◆ **Data extract**
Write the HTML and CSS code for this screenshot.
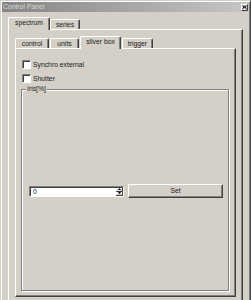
FILE: index.html
```html
<!DOCTYPE html>
<html lang="en">

<head>
    <meta charset="UTF-8">
    <meta name="viewport" content="width=device-width, initial-scale=1.0">
    <title>Control Panel</title>
    <link rel="stylesheet" href="styles.css">
</head>

<body>
    <div class="window">
        <div class="titlebar">
            <span class="title">Control Panel</span>
            <span class="close">
                <svg width="5" height="4" viewBox="0 0 5 4">
                    <path d="M0.5 0.5L4.5 3.5M4.5 0.5L0.5 3.5" stroke="#000" stroke-width="1" fill="none" />
                </svg>
            </span>
        </div>
        <div class="client">
            <div class="tabs">
                <div class="tab active tab-spectrum">spectrum</div>
                <div class="tab tab-series">series</div>
            </div>
            <div class="panel outer-panel">
                <div class="tabs inner-tabs">
                    <div class="tab tab-control">control</div>
                    <div class="tab tab-units">units</div>
                    <div class="tab active tab-silver">silver box</div>
                    <div class="tab tab-trigger">trigger</div>
                </div>
                <div class="panel inner-panel">
                    <label class="check"><span class="box"></span>Synchro external</label>
                    <label class="check"><span class="box"></span>Shutter</label>
                    <fieldset class="group">
                        <legend>Iris[%]</legend>
                        <div class="row">
                            <div class="spin">
                                <input type="text" value="0">
                                <div class="spin-buttons">
                                    <span class="spin-btn"><svg width="3" height="2" viewBox="0 0 3 2"><path d="M1.5 0L3 2H0Z" fill="#000" /></svg></span>
                                    <span class="spin-btn"><svg width="3" height="2" viewBox="0 0 3 2"><path d="M0 0H3L1.5 2Z" fill="#000" /></svg></span>
                                </div>
                            </div>
                            <button class="btn">Set</button>
                        </div>
                    </fieldset>
                </div>
            </div>
        </div>
    </div>
</body>

</html>
```

FILE: styles.css
```css
html,
body {
    margin: 0;
    height: 300px;
    overflow: hidden;
}

body {
    background-color: #d4d0c8;
    font-family: "Liberation Sans", Arial, sans-serif;
    font-size: 6.8px;
    color: #1a1a1a;
}

.window {
    width: 251px;
    height: 310px;
    box-sizing: border-box;
    border: 1px solid;
    border-color: #d4d0c8 #404040 #404040 #d4d0c8;
    box-shadow: inset 1px 1px #fff, inset -1px -1px #808080;
    padding: 1px;
    display: flex;
    flex-direction: column;
}

.titlebar {
    height: 10px;
    display: flex;
    align-items: center;
    justify-content: space-between;
    background: linear-gradient(to right, #858585, #c6c6c6);
    padding: 0 1px 0 1px;
}

.title {
    color: #dcdad4;
    line-height: 10px;
}

.close {
    width: 7px;
    height: 7px;
    box-sizing: border-box;
    background-color: #d4d0c8;
    border: 1px solid;
    border-color: #fff #404040 #404040 #fff;
    display: flex;
    align-items: center;
    justify-content: center;
}

.close svg {
    display: block;
}

.client {
    padding: 5px 6px 0 6px;
    display: flex;
    flex-direction: column;
}

.tabs {
    display: flex;
    align-items: flex-end;
    height: 12px;
}

.inner-tabs {
    gap: 1px;
    margin-top: 6px;
}

.tab {
    height: 10px;
    box-sizing: border-box;
    border-top: 1px solid #fff;
    border-left: 1px solid #fff;
    border-right: 1px solid #404040;
    box-shadow: inset -1px 0 #808080;
    border-radius: 2px 2px 0 0;
    background-color: #d4d0c8;
    text-align: center;
    line-height: 9px;
}

.tab.active {
    height: 13px;
    margin-bottom: -1px;
    line-height: 10px;
    position: relative;
    z-index: 1;
}

.tab-spectrum { width: 42px; }
.tab-series { width: 30px; }
.tab-control { width: 34px; }
.tab-units { width: 29px; }
.tab-silver { width: 41px; }
.tab-trigger { width: 31px; }

.panel {
    box-sizing: border-box;
    border: 1px solid;
    border-color: #fff #404040 #404040 #fff;
    box-shadow: inset -1px -1px #808080;
}

.outer-panel {
    width: 235px;
    height: 290px;
    padding: 0 6px;
    display: flex;
    flex-direction: column;
}

.inner-panel {
    width: 221px;
    height: 249px;
    padding: 8px 6px 0 5px;
    display: flex;
    flex-direction: column;
}

.check {
    display: flex;
    align-items: center;
    height: 14px;
    margin-left: 1px;
    align-self: flex-start;
}

.box {
    width: 9px;
    height: 9px;
    box-sizing: border-box;
    background-color: #fff;
    border: 1px solid;
    border-color: #808080 #fff #fff #808080;
    box-shadow: inset 1px 1px #404040;
    margin-right: 2px;
}

.group {
    margin: 0;
    width: 208px;
    height: 206px;
    box-sizing: border-box;
    border: 1px solid #808080;
    box-shadow: inset 1px 1px #fff, 1px 1px #fff;
    padding: 91px 5px 0 7px;
    min-width: 0;
}

.group legend {
    padding: 0 1px;
    margin-left: -3px;
    line-height: 8px;
    background-color: #d4d0c8;
}

.row {
    display: flex;
    align-items: center;
    gap: 4px;
    height: 14px;
}

.spin {
    width: 95px;
    height: 11px;
    box-sizing: border-box;
    display: flex;
    background-color: #fff;
    border: 1px solid;
    border-color: #808080 #fff #fff #808080;
    box-shadow: inset 1px 1px #404040;
}

.spin input {
    flex: 1;
    min-width: 0;
    border: none;
    outline: none;
    background: transparent;
    font-family: inherit;
    font-size: 6.8px;
    color: #1a1a1a;
    padding: 0 0 0 2px;
    margin: 1px 0 0 1px;
    height: 8px;
    line-height: 8px;
}

.spin-buttons {
    width: 7px;
    display: flex;
    flex-direction: column;
    padding: 1px 0 0 0;
}

.spin-btn {
    flex: 1;
    box-sizing: border-box;
    background-color: #d4d0c8;
    border: 1px solid;
    border-width: 0 1px 1px 0;
    border-color: #404040;
    box-shadow: inset 1px 1px #fff;
    display: flex;
    align-items: center;
    justify-content: center;
}

.spin-btn svg {
    display: block;
    width: 3px;
    height: 2px;
}

.btn {
    width: 95px;
    height: 14px;
    box-sizing: border-box;
    padding: 0;
    background-color: #d4d0c8;
    border: 1px solid;
    border-color: #fff #404040 #404040 #fff;
    box-shadow: inset -1px -1px #808080;
    font-family: inherit;
    font-size: 6.8px;
    color: #1a1a1a;
    line-height: 12px;
}
```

◆ **What the task requires**
Exclude every picture and copy the remaining data exactly.

◆ **Output of the exercise**
Write the HTML and CSS code for this screenshot.
FILE: index.html
```html
<!DOCTYPE html>
<html lang="en">

<head>
    <meta charset="UTF-8">
    <meta name="viewport" content="width=device-width, initial-scale=1.0">
    <title>Control Panel</title>
    <link rel="stylesheet" href="styles.css">
</head>

<body>
    <div class="window">
        <div class="titlebar">
            <span class="title">Control Panel</span>
            <span class="close">
                <svg width="5" height="4" viewBox="0 0 5 4">
                    <path d="M0.5 0.5L4.5 3.5M4.5 0.5L0.5 3.5" stroke="#000" stroke-width="1" fill="none" />
                </svg>
            </span>
        </div>
        <div class="client">
            <div class="tabs">
                <div class="tab active tab-spectrum">spectrum</div>
                <div class="tab tab-series">series</div>
            </div>
            <div class="panel outer-panel">
                <div class="tabs inner-tabs">
                    <div class="tab tab-control">control</div>
                    <div class="tab tab-units">units</div>
                    <div class="tab active tab-silver">silver box</div>
                    <div class="tab tab-trigger">trigger</div>
                </div>
                <div class="panel inner-panel">
                    <label class="check"><span class="box"></span>Synchro external</label>
                    <label class="check"><span class="box"></span>Shutter</label>
                    <fieldset class="group">
                        <legend>Iris[%]</legend>
                        <div class="row">
                            <div class="spin">
                                <input type="text" value="0">
                                <div class="spin-buttons">
                                    <span class="spin-btn"><svg width="3" height="2" viewBox="0 0 3 2"><path d="M1.5 0L3 2H0Z" fill="#000" /></svg></span>
                                    <span class="spin-btn"><svg width="3" height="2" viewBox="0 0 3 2"><path d="M0 0H3L1.5 2Z" fill="#000" /></svg></span>
                                </div>
                            </div>
                            <button class="btn">Set</button>
                        </div>
                    </fieldset>
                </div>
            </div>
        </div>
    </div>
</body>

</html>
```

FILE: styles.css
```css
html,
body {
    margin: 0;
    height: 300px;
    overflow: hidden;
}

body {
    background-color: #d4d0c8;
    font-family: "Liberation Sans", Arial, sans-serif;
    font-size: 6.8px;
    color: #1a1a1a;
}

.window {
    width: 251px;
    height: 310px;
    box-sizing: border-box;
    border: 1px solid;
    border-color: #d4d0c8 #404040 #404040 #d4d0c8;
    box-shadow: inset 1px 1px #fff, inset -1px -1px #808080;
    padding: 1px;
    display: flex;
    flex-direction: column;
}

.titlebar {
    height: 10px;
    display: flex;
    align-items: center;
    justify-content: space-between;
    background: linear-gradient(to right, #858585, #c6c6c6);
    padding: 0 1px 0 1px;
}

.title {
    color: #dcdad4;
    line-height: 10px;
}

.close {
    width: 7px;
    height: 7px;
    box-sizing: border-box;
    background-color: #d4d0c8;
    border: 1px solid;
    border-color: #fff #404040 #404040 #fff;
    display: flex;
    align-items: center;
    justify-content: center;
}

.close svg {
    display: block;
}

.client {
    padding: 5px 6px 0 6px;
    display: flex;
    flex-direction: column;
}

.tabs {
    display: flex;
    align-items: flex-end;
    height: 12px;
}

.inner-tabs {
    gap: 1px;
    margin-top: 6px;
}

.tab {
    height: 10px;
    box-sizing: border-box;
    border-top: 1px solid #fff;
    border-left: 1px solid #fff;
    border-right: 1px solid #404040;
    box-shadow: inset -1px 0 #808080;
    border-radius: 2px 2px 0 0;
    background-color: #d4d0c8;
    text-align: center;
    line-height: 9px;
}

.tab.active {
    height: 13px;
    margin-bottom: -1px;
    line-height: 10px;
    position: relative;
    z-index: 1;
}

.tab-spectrum { width: 42px; }
.tab-series { width: 30px; }
.tab-control { width: 34px; }
.tab-units { width: 29px; }
.tab-silver { width: 41px; }
.tab-trigger { width: 31px; }

.panel {
    box-sizing: border-box;
    border: 1px solid;
    border-color: #fff #404040 #404040 #fff;
    box-shadow: inset -1px -1px #808080;
}

.outer-panel {
    width: 235px;
    height: 290px;
    padding: 0 6px;
    display: flex;
    flex-direction: column;
}

.inner-panel {
    width: 221px;
    height: 249px;
    padding: 8px 6px 0 5px;
    display: flex;
    flex-direction: column;
}

.check {
    display: flex;
    align-items: center;
    height: 14px;
    margin-left: 1px;
    align-self: flex-start;
}

.box {
    width: 9px;
    height: 9px;
    box-sizing: border-box;
    background-color: #fff;
    border: 1px solid;
    border-color: #808080 #fff #fff #808080;
    box-shadow: inset 1px 1px #404040;
    margin-right: 2px;
}

.group {
    margin: 0;
    width: 208px;
    height: 206px;
    box-sizing: border-box;
    border: 1px solid #808080;
    box-shadow: inset 1px 1px #fff, 1px 1px #fff;
    padding: 91px 5px 0 7px;
    min-width: 0;
}

.group legend {
    padding: 0 1px;
    margin-left: -3px;
    line-height: 8px;
    background-color: #d4d0c8;
}

.row {
    display: flex;
    align-items: center;
    gap: 4px;
    height: 14px;
}

.spin {
    width: 95px;
    height: 11px;
    box-sizing: border-box;
    display: flex;
    background-color: #fff;
    border: 1px solid;
    border-color: #808080 #fff #fff #808080;
    box-shadow: inset 1px 1px #404040;
}

.spin input {
    flex: 1;
    min-width: 0;
    border: none;
    outline: none;
    background: transparent;
    font-family: inherit;
    font-size: 6.8px;
    color: #1a1a1a;
    padding: 0 0 0 2px;
    margin: 1px 0 0 1px;
    height: 8px;
    line-height: 8px;
}

.spin-buttons {
    width: 7px;
    display: flex;
    flex-direction: column;
    padding: 1px 0 0 0;
}

.spin-btn {
    flex: 1;
    box-sizing: border-box;
    background-color: #d4d0c8;
    border: 1px solid;
    border-width: 0 1px 1px 0;
    border-color: #404040;
    box-shadow: inset 1px 1px #fff;
    display: flex;
    align-items: center;
    justify-content: center;
}

.spin-btn svg {
    display: block;
    width: 3px;
    height: 2px;
}

.btn {
    width: 95px;
    height: 14px;
    box-sizing: border-box;
    padding: 0;
    background-color: #d4d0c8;
    border: 1px solid;
    border-color: #fff #404040 #404040 #fff;
    box-shadow: inset -1px -1px #808080;
    font-family: inherit;
    font-size: 6.8px;
    color: #1a1a1a;
    line-height: 12px;
}
```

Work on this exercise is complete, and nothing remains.